> **The task**
Give every entry again, unchanged, and leave its images out.
— Start Dataset extract —
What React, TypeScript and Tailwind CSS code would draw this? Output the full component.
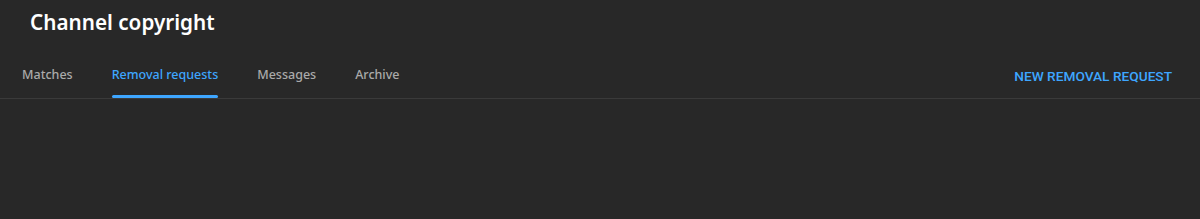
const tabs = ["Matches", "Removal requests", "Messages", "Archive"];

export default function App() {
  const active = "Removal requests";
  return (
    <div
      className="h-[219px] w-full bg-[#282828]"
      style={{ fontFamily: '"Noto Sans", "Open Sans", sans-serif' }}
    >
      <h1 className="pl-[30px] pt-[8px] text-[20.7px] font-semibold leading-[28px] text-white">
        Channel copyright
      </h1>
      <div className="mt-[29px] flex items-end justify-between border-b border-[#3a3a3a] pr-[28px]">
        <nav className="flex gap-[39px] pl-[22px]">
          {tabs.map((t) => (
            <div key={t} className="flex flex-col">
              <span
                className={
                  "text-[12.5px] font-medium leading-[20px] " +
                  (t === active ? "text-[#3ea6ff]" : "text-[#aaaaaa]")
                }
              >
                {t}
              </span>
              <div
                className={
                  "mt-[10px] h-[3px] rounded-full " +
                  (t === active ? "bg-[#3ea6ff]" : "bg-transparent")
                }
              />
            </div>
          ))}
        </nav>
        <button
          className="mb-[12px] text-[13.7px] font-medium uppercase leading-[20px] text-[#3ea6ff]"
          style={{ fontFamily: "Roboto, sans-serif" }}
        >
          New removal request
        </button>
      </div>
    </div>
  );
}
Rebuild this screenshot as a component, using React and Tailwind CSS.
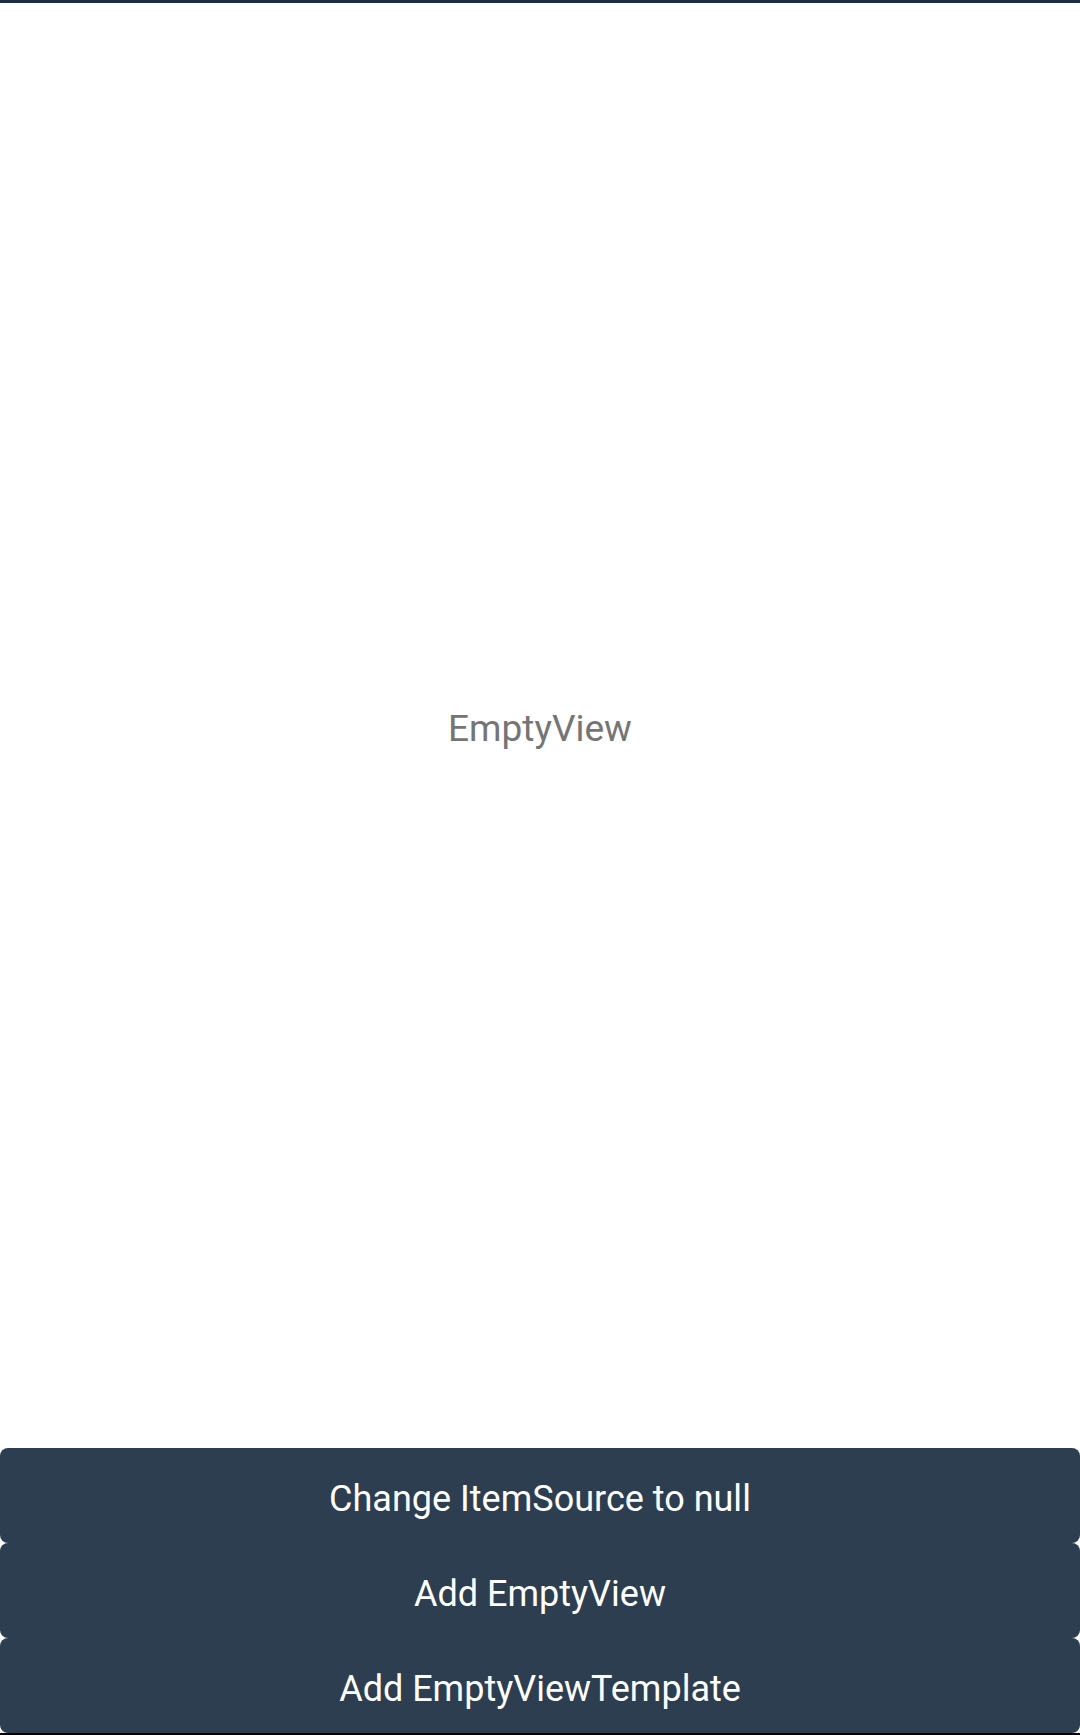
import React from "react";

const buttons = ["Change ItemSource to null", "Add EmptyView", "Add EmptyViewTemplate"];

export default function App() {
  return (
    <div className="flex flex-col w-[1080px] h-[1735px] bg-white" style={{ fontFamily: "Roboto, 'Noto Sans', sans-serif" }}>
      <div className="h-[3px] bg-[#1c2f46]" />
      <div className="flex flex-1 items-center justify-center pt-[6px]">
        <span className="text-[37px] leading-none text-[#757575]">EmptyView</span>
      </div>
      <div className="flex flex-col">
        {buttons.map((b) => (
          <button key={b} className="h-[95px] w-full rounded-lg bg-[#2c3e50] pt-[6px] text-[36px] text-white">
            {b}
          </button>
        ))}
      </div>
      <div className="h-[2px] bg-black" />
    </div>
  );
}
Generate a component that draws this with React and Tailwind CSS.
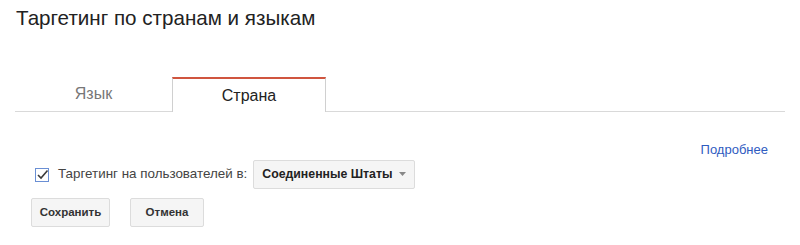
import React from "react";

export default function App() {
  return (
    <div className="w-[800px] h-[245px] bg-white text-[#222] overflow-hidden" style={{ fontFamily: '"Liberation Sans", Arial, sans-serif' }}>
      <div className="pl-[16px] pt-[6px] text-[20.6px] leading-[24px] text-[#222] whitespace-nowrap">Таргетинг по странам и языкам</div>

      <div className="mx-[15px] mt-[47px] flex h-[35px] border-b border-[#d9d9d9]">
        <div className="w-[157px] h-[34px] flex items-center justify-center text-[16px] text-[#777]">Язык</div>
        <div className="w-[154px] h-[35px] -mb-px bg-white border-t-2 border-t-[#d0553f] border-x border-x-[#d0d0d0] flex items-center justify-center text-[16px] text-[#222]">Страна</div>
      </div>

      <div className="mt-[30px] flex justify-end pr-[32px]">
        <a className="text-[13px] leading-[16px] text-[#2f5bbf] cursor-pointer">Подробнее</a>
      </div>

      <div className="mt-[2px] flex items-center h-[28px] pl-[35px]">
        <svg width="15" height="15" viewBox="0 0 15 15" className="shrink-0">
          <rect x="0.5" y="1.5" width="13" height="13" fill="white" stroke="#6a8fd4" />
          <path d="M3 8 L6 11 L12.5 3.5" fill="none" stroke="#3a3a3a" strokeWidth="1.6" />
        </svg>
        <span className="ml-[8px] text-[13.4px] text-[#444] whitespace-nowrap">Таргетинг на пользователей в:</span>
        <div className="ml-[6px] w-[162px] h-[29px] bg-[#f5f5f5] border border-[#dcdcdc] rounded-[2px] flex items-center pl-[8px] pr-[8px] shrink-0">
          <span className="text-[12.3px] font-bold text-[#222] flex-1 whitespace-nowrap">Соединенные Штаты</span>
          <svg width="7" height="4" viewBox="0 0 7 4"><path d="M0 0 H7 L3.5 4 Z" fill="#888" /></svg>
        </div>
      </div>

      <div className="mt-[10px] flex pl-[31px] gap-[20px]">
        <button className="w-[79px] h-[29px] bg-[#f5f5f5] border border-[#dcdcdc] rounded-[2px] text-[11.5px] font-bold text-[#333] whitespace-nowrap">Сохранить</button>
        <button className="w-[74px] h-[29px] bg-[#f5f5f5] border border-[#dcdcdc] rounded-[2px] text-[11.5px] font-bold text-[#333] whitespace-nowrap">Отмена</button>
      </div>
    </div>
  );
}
— End Dataset extract —
> **Complete response**
What React, TypeScript and Tailwind CSS code would draw this? Output the full component.
const tabs = ["Matches", "Removal requests", "Messages", "Archive"];

export default function App() {
  const active = "Removal requests";
  return (
    <div
      className="h-[219px] w-full bg-[#282828]"
      style={{ fontFamily: '"Noto Sans", "Open Sans", sans-serif' }}
    >
      <h1 className="pl-[30px] pt-[8px] text-[20.7px] font-semibold leading-[28px] text-white">
        Channel copyright
      </h1>
      <div className="mt-[29px] flex items-end justify-between border-b border-[#3a3a3a] pr-[28px]">
        <nav className="flex gap-[39px] pl-[22px]">
          {tabs.map((t) => (
            <div key={t} className="flex flex-col">
              <span
                className={
                  "text-[12.5px] font-medium leading-[20px] " +
                  (t === active ? "text-[#3ea6ff]" : "text-[#aaaaaa]")
                }
              >
                {t}
              </span>
              <div
                className={
                  "mt-[10px] h-[3px] rounded-full " +
                  (t === active ? "bg-[#3ea6ff]" : "bg-transparent")
                }
              />
            </div>
          ))}
        </nav>
        <button
          className="mb-[12px] text-[13.7px] font-medium uppercase leading-[20px] text-[#3ea6ff]"
          style={{ fontFamily: "Roboto, sans-serif" }}
        >
          New removal request
        </button>
      </div>
    </div>
  );
}
Rebuild this screenshot as a component, using React and Tailwind CSS.
import React from "react";

const buttons = ["Change ItemSource to null", "Add EmptyView", "Add EmptyViewTemplate"];

export default function App() {
  return (
    <div className="flex flex-col w-[1080px] h-[1735px] bg-white" style={{ fontFamily: "Roboto, 'Noto Sans', sans-serif" }}>
      <div className="h-[3px] bg-[#1c2f46]" />
      <div className="flex flex-1 items-center justify-center pt-[6px]">
        <span className="text-[37px] leading-none text-[#757575]">EmptyView</span>
      </div>
      <div className="flex flex-col">
        {buttons.map((b) => (
          <button key={b} className="h-[95px] w-full rounded-lg bg-[#2c3e50] pt-[6px] text-[36px] text-white">
            {b}
          </button>
        ))}
      </div>
      <div className="h-[2px] bg-black" />
    </div>
  );
}
Generate a component that draws this with React and Tailwind CSS.
import React from "react";

export default function App() {
  return (
    <div className="w-[800px] h-[245px] bg-white text-[#222] overflow-hidden" style={{ fontFamily: '"Liberation Sans", Arial, sans-serif' }}>
      <div className="pl-[16px] pt-[6px] text-[20.6px] leading-[24px] text-[#222] whitespace-nowrap">Таргетинг по странам и языкам</div>

      <div className="mx-[15px] mt-[47px] flex h-[35px] border-b border-[#d9d9d9]">
        <div className="w-[157px] h-[34px] flex items-center justify-center text-[16px] text-[#777]">Язык</div>
        <div className="w-[154px] h-[35px] -mb-px bg-white border-t-2 border-t-[#d0553f] border-x border-x-[#d0d0d0] flex items-center justify-center text-[16px] text-[#222]">Страна</div>
      </div>

      <div className="mt-[30px] flex justify-end pr-[32px]">
        <a className="text-[13px] leading-[16px] text-[#2f5bbf] cursor-pointer">Подробнее</a>
      </div>

      <div className="mt-[2px] flex items-center h-[28px] pl-[35px]">
        <svg width="15" height="15" viewBox="0 0 15 15" className="shrink-0">
          <rect x="0.5" y="1.5" width="13" height="13" fill="white" stroke="#6a8fd4" />
          <path d="M3 8 L6 11 L12.5 3.5" fill="none" stroke="#3a3a3a" strokeWidth="1.6" />
        </svg>
        <span className="ml-[8px] text-[13.4px] text-[#444] whitespace-nowrap">Таргетинг на пользователей в:</span>
        <div className="ml-[6px] w-[162px] h-[29px] bg-[#f5f5f5] border border-[#dcdcdc] rounded-[2px] flex items-center pl-[8px] pr-[8px] shrink-0">
          <span className="text-[12.3px] font-bold text-[#222] flex-1 whitespace-nowrap">Соединенные Штаты</span>
          <svg width="7" height="4" viewBox="0 0 7 4"><path d="M0 0 H7 L3.5 4 Z" fill="#888" /></svg>
        </div>
      </div>

      <div className="mt-[10px] flex pl-[31px] gap-[20px]">
        <button className="w-[79px] h-[29px] bg-[#f5f5f5] border border-[#dcdcdc] rounded-[2px] text-[11.5px] font-bold text-[#333] whitespace-nowrap">Сохранить</button>
        <button className="w-[74px] h-[29px] bg-[#f5f5f5] border border-[#dcdcdc] rounded-[2px] text-[11.5px] font-bold text-[#333] whitespace-nowrap">Отмена</button>
      </div>
    </div>
  );
}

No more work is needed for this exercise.